Bronze sculpture in Manhattan, New York, U.S.

José Bonifácio de Andrada e Silva, also known as the Andrada Monument, is an outdoor bronze sculpture of José Bonifácio de Andrada by José Otavio Correia Lima, located at Bryant Park in Manhattan, New York. It is 9 ft tall and weights approximately 4,000 lbs.

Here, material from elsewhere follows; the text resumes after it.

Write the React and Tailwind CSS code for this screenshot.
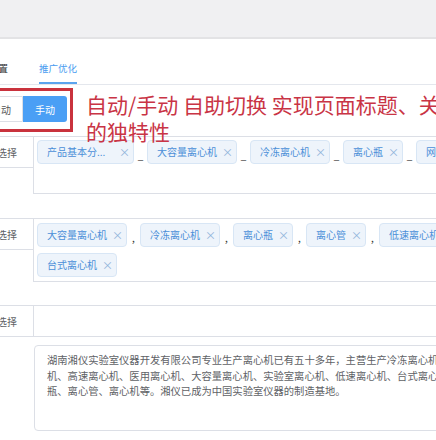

Lima was selected through a competition that was sponsored by the Brazilian government, which also donated $60,000 for the surrounding plaza and granite base.

==History==
The sculpture was cast in 1954 and dedicated on April 22, 1955. Ceremony attendees included Manhattan Borough President Hulan Jack, Parks Commissioner Robert Moses, Brazilian Ambassador to the United States João Calos Muniz, Deputy Assistant Secretary of State of Inter-American Affairs Edward J. Spears, Cardinal Francis Spellman, and Mayor Robert F. Wagner, Jr. Originally located at the northwest corner of Bryant Park, it was moved to its current location along Avenue of the Americas, between 40th and 42nd Streets, in the early 1990s. Every September, the Consulate General of Brazil commemorates Andrada and Brazilian Independence Day by hosting a small ceremony at the monument.